An Excerpt for A Deadly Misunderstanding

With its glamorous history, mix of European and Arab influences and liberal, cosmopolitan culture, Beirut had once been known as “the Paris of the Mideast.” But those days were long past. There was no mistaking the street where I stood: we were in the center of a war zone.

It was the fall of 1982. Israeli troops were poised all along the country’s southern border, ready to go in and wipe out the Palestinians who were dug in along that same border and determined to repel the Israelis at any cost. It was a standoff ready to explode at the smallest spark. I had just spent an hour visiting Camille Chamoun, the eighty-two-year-old Christian former president of Lebanon, hoping to get his read on the situation. The conversation had been inconclusive.

Chamoun’s house was located on the Christian side of the barren strip of scorched earth that divided Beirut into its two warring, irreconcilable halves: East and West, Muslim and Christian. The desolate strip of land had been dubbed, with an irony I’m sure nobody intended, the Green Line. I’d never seen anything less fertile, less evocative of life, less green, than this parched place.

We emerged and stood for a moment, blinking under the glare of the Mideastern sun and chatting with our Israeli security guard, when suddenly a shot rang out.
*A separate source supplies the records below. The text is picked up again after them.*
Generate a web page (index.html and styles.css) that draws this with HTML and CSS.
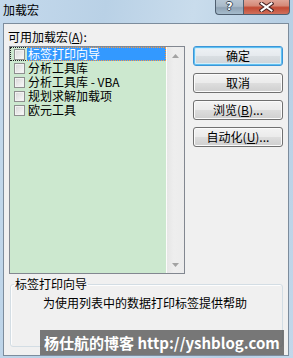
FILE: index.html
```html
<!DOCTYPE html>
<html>
<head>
<meta charset="utf-8">
<link rel="stylesheet" href="styles.css">
</head>
<body>
<div class="window">
  <div class="titlebar">
    <span class="title">加载宏</span>
    <div class="caption">
      <div class="cap help">?</div>
      <div class="cap close">
        <svg width="15" height="10" viewBox="0 0 15 10">
          <path d="M2.5 1.5 L12.5 8.5 M12.5 1.5 L2.5 8.5" stroke="#4a2626" stroke-width="4" stroke-linecap="square" fill="none"/>
          <path d="M2.5 1.5 L12.5 8.5 M12.5 1.5 L2.5 8.5" stroke="#ffffff" stroke-width="2" stroke-linecap="square" fill="none"/>
        </svg>
      </div>
    </div>
  </div>
  <div class="client">
    <div class="label">可用加载宏(<u>A</u>):</div>
    <div class="main">
      <div class="listbox">
        <ul class="items">
          <li class="item focus"><span class="cb"></span><span class="txt sel">标签打印向导</span></li>
          <li class="item"><span class="cb"></span><span class="txt">分析工具库</span></li>
          <li class="item"><span class="cb"></span><span class="txt">分析工具库 - VBA</span></li>
          <li class="item"><span class="cb"></span><span class="txt">规划求解加载项</span></li>
          <li class="item"><span class="cb"></span><span class="txt">欧元工具</span></li>
        </ul>
        <div class="scrollbar">
          <div class="sbtn"><svg width="7" height="4" viewBox="0 0 7 4"><path d="M3.5 0 L7 4 L0 4 Z" fill="#a3a3a3"/></svg></div>
          <div class="sbtn"><svg width="7" height="4" viewBox="0 0 7 4"><path d="M0 0 L7 0 L3.5 4 Z" fill="#a3a3a3"/></svg></div>
        </div>
      </div>
      <div class="buttons">
        <div class="btn default">确定</div>
        <div class="btn">取消</div>
        <div class="btn">浏览(<u>B</u>)...</div>
        <div class="btn">自动化(<u>U</u>)...</div>
      </div>
    </div>
    <fieldset class="group">
      <legend>标签打印向导</legend>
      <p class="desc">为使用列表中的数据打印标签提供帮助</p>
    </fieldset>
    <div class="watermark">杨仕航的博客 http://yshblog.com</div>
  </div>
</div>
</body>
</html>
```
FILE: styles.css
```css
* { box-sizing: border-box; }
body {
  margin: 0;
  width: 293px;
  height: 358px;
  overflow: hidden;
  font-family: "Noto Sans CJK SC", "Noto Sans", sans-serif;
  font-size: 12px;
  color: #000;
  background: #bdd4e8;
}
.window {
  width: 293px;
  height: 358px;
  display: flex;
  flex-direction: column;
  background: linear-gradient(100deg, #c4d9ec 0%, #b9d1e6 30%, #c9dcec 55%, #b7cfe4 80%, #c2d7ea 100%);
}
.titlebar {
  height: 23px;
  display: flex;
  align-items: flex-start;
  padding: 0 3px 0 3px;
}
.title {
  padding-top: 3px;
  line-height: 14px;
  font-size: 12px;
}
.caption {
  margin-left: auto;
  display: flex;
}
.cap {
  height: 15px;
  border: 1px solid #4f5f70;
  border-top: none;
  display: flex;
  align-items: center;
  justify-content: center;
}
.help {
  width: 28px;
  border-right: none;
  border-radius: 0 0 0 4px;
  background: linear-gradient(#b6c6d4 0%, #a9bac9 45%, #8fa2b4 55%, #a6bccd 100%);
  color: #fff;
  font-family: "DejaVu Sans", sans-serif;
  font-weight: bold;
  font-size: 11px;
  line-height: 12px;
  text-shadow: 1px 0 0 #3d4c5a, -1px 0 0 #3d4c5a, 0 1px 0 #3d4c5a, 0 -1px 0 #3d4c5a;
}
.close {
  width: 47px;
  border-radius: 0 0 4px 0;
  background: linear-gradient(#dfa597 0%, #d58a78 40%, #c24a33 55%, #d0705c 100%);
}
.close svg { display: block; margin-top: -1px; }
.client {
  margin: 0 4px 0 3px;
  height: 333px;
  border: 1px solid #7c8c9c;
  background: #f0f0f0;
  display: flex;
  flex-direction: column;
  position: relative;
}
.label {
  padding: 6px 0 0 4px;
  line-height: 14px;
  height: 20px;
}
.main {
  display: flex;
  align-items: flex-start;
  margin: 2px 0 0 5px;
  gap: 8px;
}
.listbox {
  width: 176px;
  height: 228px;
  border: 1px solid #828790;
  display: flex;
  background: #cce8cf;
}
.items {
  list-style: none;
  margin: 0;
  padding: 0;
  width: 156px;
}
.item {
  height: 14px;
  display: flex;
  align-items: flex-start;
  border: 1px dotted transparent;
  padding-left: 3px;
}
.item.focus {
  border-color: #222;
  border-right: none;
}
.cb {
  width: 11px;
  height: 11px;
  margin: 1px 2px 0 0;
  border: 1px solid #8e8f8f;
  background: linear-gradient(135deg, #d6d6d6, #fbfbfb);
  box-shadow: inset 0 0 0 1px #f2f2f2;
  flex: none;
}
.txt {
  flex: 1;
  height: 12px;
  line-height: 12px;
  padding-left: 1px;
  white-space: nowrap;
}
.txt.sel {
  background: #3399ff;
  color: #fff;
  margin: -1px 0 -1px 0;
  height: 14px;
  border: 1px dotted #ff9a3c;
  border-left: none;
  line-height: 12px;
}
.scrollbar {
  width: 18px;
  border-left: 1px solid #fbfbfb;
  background: linear-gradient(90deg, #e6e6e6, #eeeeee 40%, #ececec);
  display: flex;
  flex-direction: column;
  justify-content: space-between;
}
.sbtn {
  height: 17px;
  display: flex;
  align-items: center;
  justify-content: center;
}
.sbtn svg { display: block; }
.buttons {
  display: flex;
  flex-direction: column;
  gap: 7px;
}
.btn {
  width: 90px;
  height: 20px;
  border: 1px solid #707070;
  border-radius: 3px;
  background: linear-gradient(#f3f3f3 0%, #ebebeb 48%, #dddddd 52%, #cfcfcf 100%);
  box-shadow: inset 0 0 0 1px #fbfbfb;
  text-align: center;
  line-height: 18px;
  font-size: 12px;
}
.btn.default {
  border-color: #3c95d8;
  box-shadow: inset 0 0 0 1px #5fc0f0, inset 0 0 0 2px #d6eefa;
  background: linear-gradient(#eef2f5 0%, #e6eaee 48%, #d9dee2 52%, #cdd3d8 100%);
}
.group {
  flex: 1;
  margin: 3px 5px 8px 6px;
  border: 1px solid #d3dde4;
  border-radius: 3px;
  padding: 0 3px;
  min-width: 0;
  box-shadow: inset 1px 1px 0 #fdfdfd;
}
.group legend {
  padding: 0 1px;
  line-height: 14px;
  font-size: 12px;
}
.desc {
  margin: 5px 0 0 29px;
  line-height: 14px;
}
.watermark {
  position: absolute;
  left: 36px;
  top: 306px;
  width: 244px;
  height: 25px;
  padding-left: 4px;
  background: rgba(72, 72, 72, 0.72);
  color: #fff;
  font-weight: bold;
  font-size: 15px;
  line-height: 25px;
  white-space: nowrap;
}
```
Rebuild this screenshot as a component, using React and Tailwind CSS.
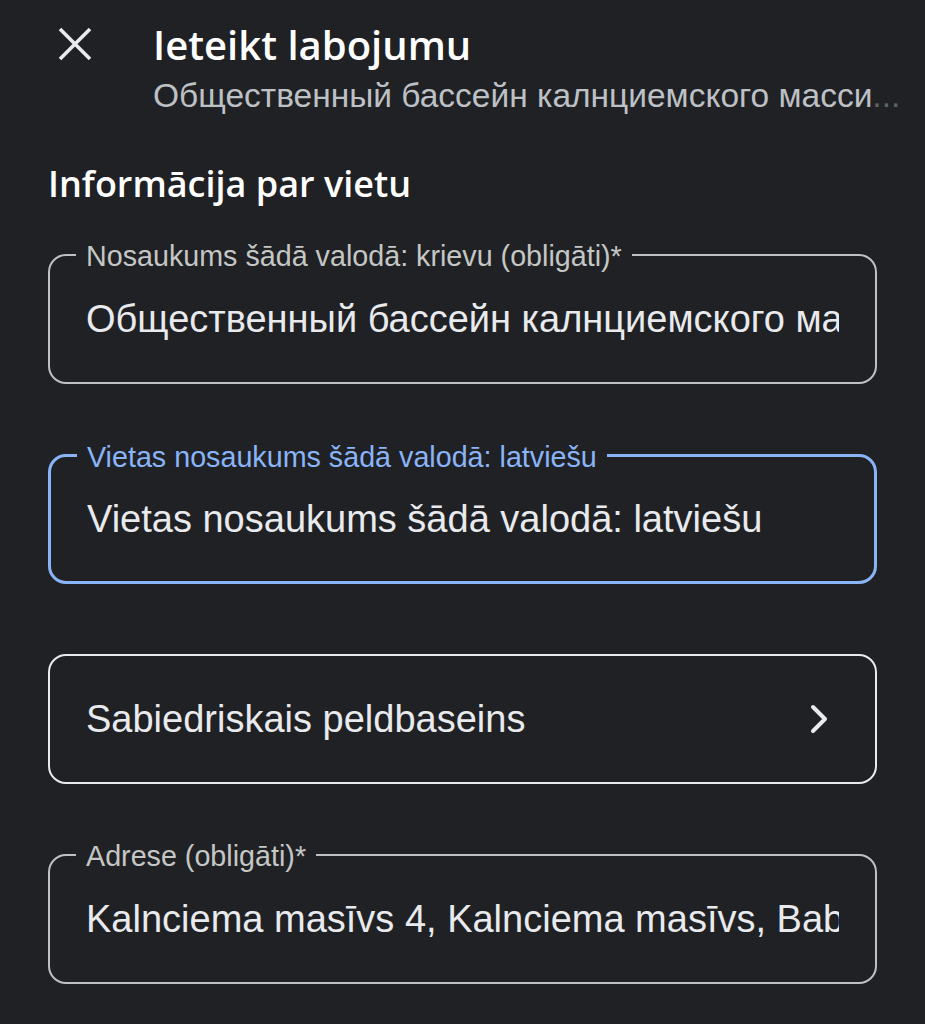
import React from 'react';

const sans = { fontFamily: '"Liberation Sans", Arial, sans-serif' };
const display = { fontFamily: '"Open Sans", Roboto, sans-serif' };

const OutlinedField = ({ label, value, focused }) => {
  return (
    <div
      className={
        'relative h-[130px] rounded-[18px] flex items-center px-[36px] ' +
        (focused ? 'border-[3px] border-[#8ab4f8]' : 'border-2 border-[#bdc1c6]')
      }
    >
      <span
        className={
          'absolute left-[26px] top-0 -translate-y-1/2 bg-[#202124] px-[10px] text-[28.7px] leading-[32px] whitespace-nowrap ' +
          (focused ? 'text-[#8ab4f8]' : 'text-[#c4c7c5]')
        }
      >
        {label}
      </span>
      <div className="w-full overflow-hidden whitespace-nowrap text-[38px] leading-[44px] text-[#e8eaed]">
        {value}
      </div>
    </div>
  );
};

const App = () => {
  return (
    <div className="min-h-screen bg-[#202124] text-[#e8eaed]" style={sans}>
      {/* top bar */}
      <div className="flex pt-[18px]">
        <div className="w-[153px] shrink-0 flex justify-start pl-[57px] pt-[8px]">
          <svg width="36" height="36" viewBox="0 0 36 36" fill="none" stroke="#e8eaed" strokeWidth="3.6">
            <path d="M3 3L33 33M33 3L3 33" />
          </svg>
        </div>
        <div className="min-w-0 pr-[20px]">
          <h1 className="text-[40px] leading-[54px] font-semibold text-white" style={display}>Ieteikt labojumu</h1>
          <p className="mt-[4px] text-[33.5px] leading-[40px] text-[#bdc1c6] whitespace-nowrap">
            Общественный бассейн калнциемского масси
            <span className="text-[#5f6368]">...</span>
          </p>
        </div>
      </div>

      <div className="px-[48px] pt-[46px]">
        <h2 className="text-[36px] leading-[44px] font-semibold text-white" style={display}>Informācija par vietu</h2>

        <div className="mt-[48px] flex flex-col gap-[70px]">
          <OutlinedField
            label="Nosaukums šādā valodā: krievu (obligāti)*"
            value="Общественный бассейн калнциемского массива"
          />
          <OutlinedField
            label="Vietas nosaukums šādā valodā: latviešu"
            value="Vietas nosaukums šādā valodā: latviešu"
            focused
          />
          <button className="h-[130px] rounded-[18px] border-2 border-[#e8eaed] flex items-center justify-between pl-[36px] pr-[46px] text-left">
            <span className="text-[38px] leading-[44px] text-[#e8eaed]">Sabiedriskais peldbaseins</span>
            <svg width="20" height="30" viewBox="0 0 20 30" fill="none" stroke="#e8eaed" strokeWidth="4" strokeLinecap="round" strokeLinejoin="round">
              <path d="M4 3L16 15L4 27" />
            </svg>
          </button>
          <OutlinedField
            label="Adrese (obligāti)*"
            value="Kalnciema masīvs 4, Kalnciema masīvs, Babītes pagasts"
          />
        </div>
      </div>
    </div>
  );
};

export default App;
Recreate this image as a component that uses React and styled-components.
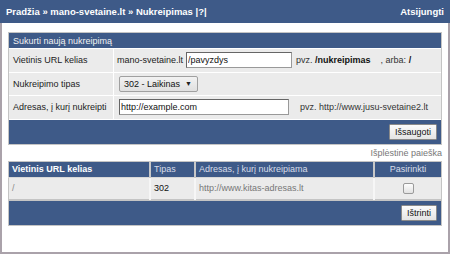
import React from "react"
import styled, { createGlobalStyle } from "styled-components"

const GlobalStyle = createGlobalStyle`
  html, body {
    margin: 0;
    padding: 0;
    background: #ffffff;
  }
  body {
    font-family: "Liberation Sans", Arial, sans-serif;
    font-size: 9px;
    color: #222;
  }
`

const blue = "#3e5a88"

const Page = styled.div`
  width: 450px;
  height: 254px;
  display: flex;
  flex-direction: column;
  box-sizing: border-box;
`

const TopBar = styled.div`
  height: 23px;
  flex: none;
  background: ${blue};
  color: #fff;
  font-weight: bold;
  font-size: 9.5px;
  display: flex;
  align-items: center;
  justify-content: space-between;
  padding: 0 6px;
`

const Main = styled.div`
  flex: 1;
  border: 2px solid #aaa2aa;
  border-top: none;
  padding: 9px 6px 0 6px;
  display: flex;
  flex-direction: column;
`

const Section = styled.div`
  border: 1px solid #c4c4c4;
  display: flex;
  flex-direction: column;
`

const SectionTitle = styled.div`
  height: 15px;
  background: ${blue};
  color: #f2f2f2;
  display: flex;
  align-items: center;
  padding: 0 4px;
`

const FormRow = styled.div`
  display: grid;
  grid-template-columns: 104px 1fr;
  column-gap: 1px;
  margin-top: 1px;
  height: 22.5px;
`

const LabelCell = styled.div`
  background: #ebebeb;
  display: flex;
  align-items: center;
  padding: 0 4px;
`

const ValueCell = styled.div`
  background: #ebebeb;
  display: flex;
  align-items: center;
  padding: 0 ${(p) => p.$pad || 3}px;
  gap: 3px;
`

const TextInput = styled.input`
  box-sizing: border-box;
  height: 16px;
  width: ${(p) => p.$w}px;
  border: 1px solid #999;
  border-top-color: #666;
  border-left-color: #666;
  background: #fff;
  font-family: "Liberation Sans", Arial, sans-serif;
  font-size: 9px;
  padding: 0 1px;
  margin-right: ${(p) => p.$mr || 0}px;
  color: #111;
  outline: none;
`

const SelectBox = styled.div`
  box-sizing: border-box;
  width: 79px;
  height: 16px;
  border: 1px solid #a0a0a0;
  border-radius: 2px;
  background: linear-gradient(#f2f2f2, #e0e0e0);
  display: flex;
  align-items: center;
  justify-content: space-between;
  padding: 0 5px 0 4px;
  color: #111;
`

const Arrow = styled.span`
  font-size: 7px;
  color: #222;
`

const Hint = styled.span`
  color: #333;
  white-space: pre;
`

const Bold = styled.b`
  color: #111;
`

const ActionBar = styled.div`
  height: 24px;
  margin-top: 1px;
  background: ${blue};
  display: flex;
  align-items: center;
  justify-content: flex-end;
  padding: 0 4px;
  ${(p) => p.$framed && `border: 1px solid #c4c4c4; margin-top: 0;`}
`

const Button = styled.button`
  box-sizing: border-box;
  height: 16px;
  padding: 0 5px;
  border: 1px solid #8a8a8a;
  border-radius: 1px;
  background: linear-gradient(#fbfbfb, #e4e4e4);
  font-family: "Liberation Sans", Arial, sans-serif;
  font-size: 9px;
  color: #111;
`

const SearchLink = styled.div`
  text-align: right;
  color: #777;
  margin: 3px 0 3px 0;
  line-height: 10px;
`

const Table = styled.table`
  width: 100%;
  border-collapse: collapse;
  border: 1px solid #c4c4c4;
`

const HeadCell = styled.th`
  background: ${blue};
  color: ${(p) => (p.$active ? "#ffffff" : "#d8dde8")};
  font-weight: ${(p) => (p.$active ? "bold" : "normal")};
  text-align: ${(p) => p.$align || "left"};
  width: ${(p) => (p.$w ? `${p.$w}px` : "auto")};
  height: 15px;
  padding: 0 3px;
  border-left: 2px solid #c8c8c8;
  font-size: 9px;
  &:first-child {
    border-left: none;
  }
`

const Cell = styled.td`
  background: #ebebeb;
  color: ${(p) => p.$color || "#888"};
  text-align: ${(p) => p.$align || "left"};
  height: 21px;
  padding: 0 3px;
  border-left: 2px solid #f6f6f6;
  border-top: 1px solid #d8d8d8;
  &:first-child {
    border-left: none;
  }
`

const Check = styled.span`
  display: inline-block;
  width: 9px;
  height: 9px;
  border: 1px solid #9a9a9a;
  border-radius: 2px;
  background: linear-gradient(#fdfdfd, #e2e2e2);
  vertical-align: middle;
`

export default function App() {
  return (
    <>
      <GlobalStyle />
      <Page>
        <TopBar>
          <span>Pradžia » mano-svetaine.lt » Nukreipimas |?|</span>
          <span>Atsijungti</span>
        </TopBar>
        <Main>
          <Section>
            <SectionTitle>Sukurti naują nukreipimą</SectionTitle>
            <FormRow>
              <LabelCell>Vietinis URL kelias</LabelCell>
              <ValueCell>
                <span>mano-svetaine.lt</span>
                <TextInput $w={106} $mr={1} defaultValue="/pavyzdys" />
                <Hint>
                  pvz. <Bold>/nukreipimas</Bold>{"    "}, arba: <Bold>/</Bold>
                </Hint>
              </ValueCell>
            </FormRow>
            <FormRow>
              <LabelCell>Nukreipimo tipas</LabelCell>
              <ValueCell $pad={5}>
                <SelectBox>
                  <span>302 - Laikinas</span>
                  <Arrow>▼</Arrow>
                </SelectBox>
              </ValueCell>
            </FormRow>
            <FormRow>
              <LabelCell>Adresas, į kurį nukreipti</LabelCell>
              <ValueCell $pad={5}>
                <TextInput $w={170} $mr={8} defaultValue="http://example.com" />
                <Hint>pvz. http://www.jusu-svetaine2.lt</Hint>
              </ValueCell>
            </FormRow>
            <ActionBar>
              <Button>Išsaugoti</Button>
            </ActionBar>
          </Section>

          <SearchLink>Išplėstinė paieška</SearchLink>

          <Table>
            <thead>
              <tr>
                <HeadCell $active $w={134}>Vietinis URL kelias</HeadCell>
                <HeadCell $w={37}>Tipas</HeadCell>
                <HeadCell>Adresas, į kurį nukreipiama</HeadCell>
                <HeadCell $align="center" $w={60}>Pasirinkti</HeadCell>
              </tr>
            </thead>
            <tbody>
              <tr>
                <Cell>/</Cell>
                <Cell $color="#111">302</Cell>
                <Cell $color="#777">http://www.kitas-adresas.lt</Cell>
                <Cell $align="center">
                  <Check />
                </Cell>
              </tr>
            </tbody>
          </Table>
          <ActionBar $framed>
            <Button>Ištrinti</Button>
          </ActionBar>
        </Main>
      </Page>
    </>
  )
}
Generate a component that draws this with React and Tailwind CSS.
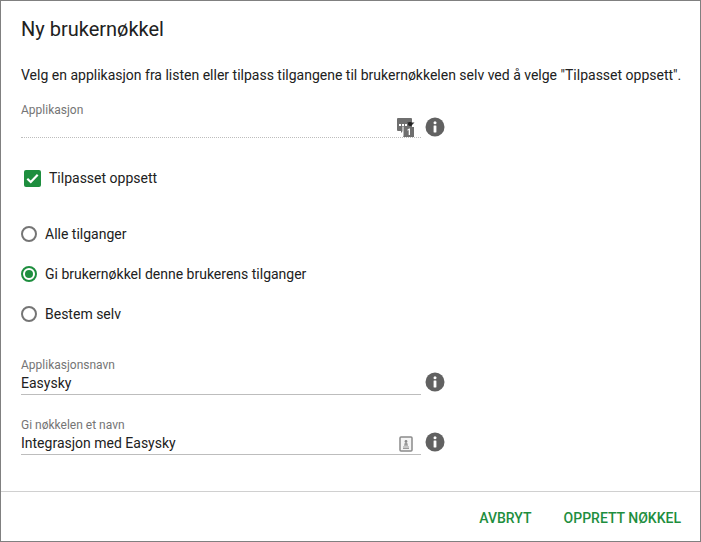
const Info = () => (
  <svg width="20" height="20" viewBox="0 0 20 20" className="shrink-0">
    <circle cx="10" cy="10" r="9.500" fill="#616161" />
    <circle cx="10" cy="5.800" r="1.500" fill="#fff" />
    <rect x="8.600" y="8.600" width="2.800" height="6.800" rx="0.300" fill="#fff" />
  </svg>
);

const Radio = ({ checked, label }) => (
  <div className="flex items-center h-5 gap-[8px]">
    <svg width="16" height="16" viewBox="0 0 16 16" className="shrink-0">
      <circle cx="8" cy="8" r="7" fill="none" stroke={checked ? "#1e8e3e" : "#757575"} strokeWidth="2" />
      {checked && <circle cx="8" cy="8" r="4" fill="#1e8e3e" />}
    </svg>
    <span className="text-[14px] text-[#212121]">{label}</span>
  </div>
);

const Field = ({ label, value, icon }) => (
  <div className="flex items-center">
    <div className="w-[400px]">
      <div className="text-[12px] leading-[14px] text-[#757575]">{label}</div>
      <div className="flex items-start justify-between h-[23px] pt-[1px] border-b border-[#bdbdbd]">
        <span className="text-[14px] text-[#212121] leading-[20px]">{value}</span>
        {icon}
      </div>
    </div>
    <div className="ml-[4px] mt-[10px]"><Info /></div>
  </div>
);

const KeyIcon = () => (
  <svg width="14" height="16" viewBox="0 0 14 16" className="mr-[8px] mt-[3px]">
    <rect x="1" y="1" width="12" height="14" rx="1" fill="#f5f5f5" stroke="#8a8a8a" strokeWidth="1.500" />
    <circle cx="7" cy="5.500" r="1.400" fill="#8a8a8a" />
    <path d="M5.700 7h2.600l.7 2.800H5z" fill="#9a9a9a" />
    <rect x="4" y="10.500" width="6" height="1" fill="#9a9a9a" />
    <rect x="4" y="12" width="6" height="1" fill="#9a9a9a" />
  </svg>
);

const AppIcon = () => (
  <svg width="18" height="19" viewBox="0 0 18 19" className="absolute left-[376px] top-[15px]">
    <path d="M1 0h13a1 1 0 0 1 1 1v11a1 1 0 0 1-1 1H6l-2 2v-2H1a1 1 0 0 1-1-1V1a1 1 0 0 1 1-1z" fill="#6f6f6f" />
    <rect x="2" y="6" width="2" height="2" fill="#fff" />
    <rect x="5" y="6" width="2" height="2" fill="#fff" />
    <rect x="8" y="6" width="2" height="2" fill="#fff" />
    <rect x="6" y="9" width="11" height="10" fill="#6f6f6f" />
    <rect x="5.500" y="8.500" width="1" height="10" fill="#fff" />
    <path d="M10.500 11.500l1.600-1h.9V17h-1.300v-5l-1.200.7z" fill="#fff" />
    <path d="M10 4.500h7.500l-3.700 3.700z" fill="#333" />
    <circle cx="13" cy="6" r="2" fill="#222" />
  </svg>
);

export default function App() {
  return (
    <div className="w-[701px] h-[542px] bg-white border border-[#808080] flex flex-col font-['Roboto',sans-serif] text-[#212121]">
      <div className="flex-1 pl-[20px] pr-[19px] pt-[16px]">
        <h1 className="text-[20px] leading-[24px] font-normal">Ny brukernøkkel</h1>
        <p className="mt-[24px] text-[14px] leading-[20px] whitespace-nowrap">
          Velg en applikasjon fra listen eller tilpass tilgangene til brukernøkkelen selv ved å velge "Tilpasset oppsett".
        </p>
        <div className="relative mt-[18px] h-[36px]">
          <div className="text-[12px] leading-[14px] text-[#757575]">Applikasjon</div>
          <div className="w-[400px] h-[13px] border-b border-dotted border-[#bdbdbd] mt-[8px]" />
          <AppIcon />
          <div className="absolute left-[404px] top-[14px]"><Info /></div>
        </div>
        <div className="flex items-center mt-[29px] ml-[3px] gap-[8px] h-5">
          <div className="w-[17px] h-[17px] rounded-[2px] bg-[#1e8e3e] flex items-center justify-center">
            <svg width="13" height="11" viewBox="0 0 12 10">
              <path d="M1.200 5.200l3.200 3L10.800 1.500" fill="none" stroke="#fff" strokeWidth="2" />
            </svg>
          </div>
          <span className="text-[14px] text-[#212121]">Tilpasset oppsett</span>
        </div>
        <div className="flex flex-col gap-[20px] mt-[36px]">
          <Radio label="Alle tilganger" />
          <Radio checked label="Gi brukernøkkel denne brukerens tilganger" />
          <Radio label="Bestem selv" />
        </div>
        <div className="flex flex-col gap-[23px] mt-[34px]">
          <Field label="Applikasjonsnavn" value="Easysky" />
          <Field label="Gi nøkkelen et navn" value="Integrasjon med Easysky" icon={<KeyIcon />} />
        </div>
      </div>
      <div className="h-[50px] border-t border-[#d0d0d0] flex items-center justify-end pr-[19px] pt-[4px] gap-[32px] text-[14px] font-medium text-[#1e8e3e]">
        <span>AVBRYT</span>
        <span>OPPRETT NØKKEL</span>
      </div>
    </div>
  );
}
I should have ducked, but instead I froze. This was only my second trip to the Mideast, and I hadn’t yet acquired the war-zone reflexes that would come in the years to follow. Like a carpenter’s calluses or coal miner’s cough, a kind of hair-trigger vigilance comes with the territory, part and parcel of the seasoned diplomat’s trade. In central Africa, you learn how to cope with mosquitoes: in Beirut, you learn how to duck bombs and bullets. But as a freshman congressman just learning the ropes, I was pretty green myself, and I was still staring dumbly at the rubble-strewn streets, looking vaguely for the source of the sound when I was grabbed and yanked roughly to the ground—and a sharp pinnnggg! rang out, tearing a small cloud of dust from the wall just inches from where my head had been. The young Israeli dragged me ten or fifteen feet to a bus, pitched me in, and jerked the door closed. Palestinian snipers were closing in.

With the sound of my heartbeat pumping in my ears, one thought flooded through my racing brain: What the hell am I doing here?